Vom Verlust der Wertschätzung für Dinge,
die kein Geld wert sind
Auf meine Frage, was denn in den Augen meiner Kinder Wertsachen seien, bekam ich Antworten wie: „Meine Bücher!“, „Meine Puppen und Plüschtiere!“ und „Meine Anziehsachen!“ Ich ergründete als Nächstes, was diese Dinge zu ihren Wertsachen macht: Von Gefühl war dann die Rede. Von viel Gefühl. Gefühle, die in jedem von uns stecken. Gefühle, die jeder von uns für was auch immer entwickeln darf.
Ich frage mich: Was geschieht mit uns, dass wir die Wertschätzung für viele nichtgeldwerte Dinge auf dem Weg vom Kleinsein zum Großsein verlieren? Habe ich meinen wertschätzenden Blick auf Steine, Muscheln oder Tierpostkarten (Sammelleidenschaften und daraus resultierende Schätze meiner Kindheit) bewahren können? Meine Muschelsammlung wächst stetig. Aber ich betrachte sie längst nicht mehr wie einst als einen Schatz. Wann und warum sind meine Gefühle dafür erkaltet?
Kann man Wertschätzung lehren und lernen?
Ganz klar, eine emotionale Beziehung zu Dingen lässt sie uns wertschätzen. Emotionale Beziehungen kommen aber nicht von ungefähr: Sie müssen wachsen.

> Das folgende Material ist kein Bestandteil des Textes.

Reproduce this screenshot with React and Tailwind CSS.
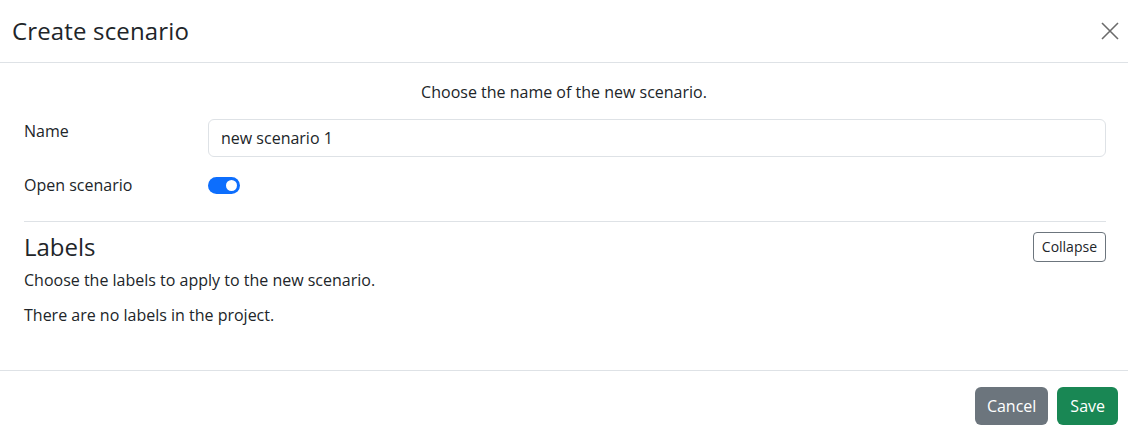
export default function App() {
  return (
    <div className="w-[1128px] h-[432px] bg-white text-[#212529] overflow-hidden" style={{ fontFamily: '"Open Sans", "Noto Sans", sans-serif' }}>
      <div className="h-[63px] flex items-center justify-between pl-[12px] pr-[8px] border-b border-[#dee2e6]">
        <h1 className="text-[24px] leading-[1.2] font-normal tracking-[0.15px]">Create scenario</h1>
        <button className="w-[20px] h-[20px] flex items-center justify-center text-[#6b6b6b]">
          <svg width="20" height="20" viewBox="0 0 20 20" fill="none" stroke="currentColor" strokeWidth="1.6">
            <path d="M2 2L18 18M18 2L2 18" />
          </svg>
        </button>
      </div>
      <div className="pl-[24px] pr-[22px] pt-[17px] h-[308px] border-b border-[#dee2e6]">
        <p className="text-center text-[16px] leading-[24px] -ml-[2px]">Choose the name of the new scenario.</p>
        <div className="flex items-start mt-[15px]">
          <label className="w-[184px] text-[16px] leading-[24px]">Name</label>
          <input
            className="flex-1 h-[38px] border border-[#dee2e6] rounded-[6px] px-[12px] text-[16px] outline-none"
            defaultValue="new scenario 1"
            style={{ fontFamily: '"Open Sans", "Noto Sans", sans-serif' }}
          />
        </div>
        <div className="flex items-center mt-[16px] h-[24px]">
          <span className="w-[184px] text-[16px] leading-[24px]">Open scenario</span>
          <div className="w-[32px] h-[17px] rounded-full bg-[#0d6efd] flex items-center justify-end pr-[3px]">
            <div className="w-[11px] h-[11px] rounded-full bg-white" />
          </div>
        </div>
        <div className="border-t border-[#dee2e6] mt-[24px]" />
        <div className="flex items-center justify-between mt-[10px]">
          <h2 className="text-[24px] leading-[1.2] font-normal">Labels</h2>
          <button className="h-[30px] px-[8px] border border-[#6c757d] rounded-[4px] text-[14px] leading-[20px] text-[#212529]">Collapse</button>
        </div>
        <p className="text-[16px] leading-[24px] mt-[6px]">Choose the labels to apply to the new scenario.</p>
        <p className="text-[16px] leading-[24px] mt-[11px]">There are no labels in the project.</p>
      </div>
      <div className="flex justify-end items-center gap-[9px] pr-[10px] pt-[16px]">
        <button className="h-[38px] px-[12px] rounded-[6px] bg-[#6c757d] text-white text-[16px]">Cancel</button>
        <button className="h-[38px] px-[13px] rounded-[6px] bg-[#198754] text-white text-[16px]">Save</button>
      </div>
    </div>
  );
}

Sie brauchen Pflege und Zuwendung. Mitunter auch eine Stütze. Wertschätzung darf nicht diktiert werden. Quasi bewusstlos. Und keinesfalls muss sie mit materiellen Werten verknüpft werden. Denn schließlich schätzen wir selbst als geldwertbewusste Verbraucher den Wert angeblicher Wertgegenstände individuell. Ich greife nur mal ein Beispiel aus der oben aufgeführten Liste auf: Pelz. Für mich und viele meiner Generation ist ein Pelz alles andere als ein Wertgegenstand, sein hoher Preis ist eher trauriges Zeugnis von entsetzlichem Leid, das man Tieren zugefügt hat.
Meine Wertschätzung ist Teil meines freien Willens
Ich schätze den Wert eines per Preisschild angeblich viel Geld werten Pelzes selbst ein. Mein Geld ist er nicht wert. Ich habe das Recht und die Macht zu dieser Wertschätzung. Das ist Teil meiner mir zustehenden Wertschätzungsfreiheit. Nur weil irgendwo auf der Welt eine Klientel für teure Pelze besteht, heißt das noch lange nicht, dass Pelz tatsächlich eine Sache von Wert ist – zumindest nicht für uns Menschen.
Neue Worte für neue Werte
Und deshalb müssen wir auch unseren Wortschatz entsprechend wertschätzen. Und den Gebrauch so manchen Wortes gründlich überdenken. Und gegebenenfalls das eine oder andere Wort mit neuen Werten füllen. Wertsache wäre so ein überdenkenswertes Wort für mich. Das gilt selbstverständlich auch für sein Synonym Wertgegenstand. Beide greifen für mich zu kurz, da sie sich auf Materie beziehen.
So weit sind beide Wörter jedoch nicht weg vom Wort Wertstoff, oder? Womit wir ziemlich genau auf dem Punkt gelandet sind. Zumindest, was dieses Blog hier betrifft. Denn was ist ein Wertstoff anderes, als ein Wertgegenstand oder eine Wertsache? Im Gegenteil: Er hat buchstäblich das Zeug für mehr, da er sich zumindest auf die stoffliche Ebene von Allem beziehen lässt. Ihn auch auf denkbaren Wertstoff oder fühlbaren Wertstoff auszuweiten, liegt nahe.
Ein neues Wertesystem bringt auch neue Wertstoffgesetze
Es ist an der Zeit, ein neues Wertesystem zur Geltung zu bringen. Eins, das die Welt nicht nur geldwert bewertet, sondern auch emotional – unter Berücksichtigung unser aller Gefühle. Dazu müssen wertschätzende Worte er- und /oder wiedergefunden und entsprechende Taten vollbracht werden. Eine neue Wertschätzung braucht sicher neue Gesetze. Wertstoffgesetze, die den wahren Wert der Dinge regeln.